Sin embargo, las dificultades que presenta la realización en París de este plan, que lleva ya varios años, hicieron abandonarlo en un reciente pasado. Reconstruir su lecho en la superficie, purificar sus aguas y… abrir paso a su cauce entre edificios y calles son trabajos titánicos y, sobre todo, demasiado onerosos. El costo del rescate de algunos cortos trechos en la capital se calcula en 300 millones de euros. Así, se creyó durante los años recientes que aspiraciones y proyecto en París se verían enterrados junto con el río Bièvre.

Pero el triunfo electoral de las municipales de 2020 en la capital permite afirmar a la coalición rosa-verde, socialistas y ecologistas, que se mantendrán las promesas de campaña de hacer revivir el río Bièvre a cielo abierto en pleno París. El sueño, pues, se vuelve de nuevo posible.

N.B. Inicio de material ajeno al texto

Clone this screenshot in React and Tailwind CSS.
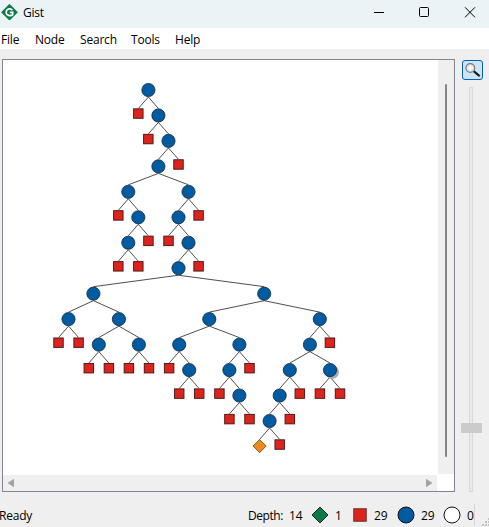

Una ciudad no es sólo una sucesión de fachadas uniformes de edificios e hileras de calles. Las ciudades tienen memoria y anhelos. Sus monumentos, sus estatuas, pero también sus cementerios, conservan sus recuerdos. Sus templos e iglesias, sus bibliotecas y sus museos animan la cultura y su vida espiritual. Jardines, parques y bosques le permiten respirar, dan espacio al vuelo de los pájaros y al paseo a la sombra de los árboles o entre los animales de un zoológico. Lagos y ríos son partes esenciales de una ciudad viva. Y de una ciudad serena. Nada más tranquilizador que el sonido del agua que corre en un río. Su corriente perpetua invita a la reflexión. Y su contemplación da a luz las palabras del espíritu. Civilizaciones antiguas tuvieron la sabiduría de considerar la belleza como una virtud. Armonía indispensable a la continuidad y los cambios de la existencia de las ciudades y sus habitantes. Volver realidad una caminata a orillas del río Bièvre en París y escuchar las palabras de Heráclito: “Lo que es visible se vuelve invisible, lo que es invisible se vuelve visible…” Volver visible el Bièvre iluminado por la luz, la más alta revelación de los cielos. Dejar vivir la belleza entre la ciudad es una virtud. Expulsarla es un vicio que desemboca en una pesadilla sin fin de muertos vivos.

¿Por qué no pensar en la sorprendente visión ofrecida por la ciudad flotante de Tenochtitlan a los conquistadores? Soñar con sus canales y ríos no es una simple nostalgia. Rescatarlos es recuperar también nuestra historia, devolvernos la memoria: torrentes de recuerdos que dejan escuchar las aguas de los ríos de La Piedad, Churubusco, Magdalena o el canal de La Viga.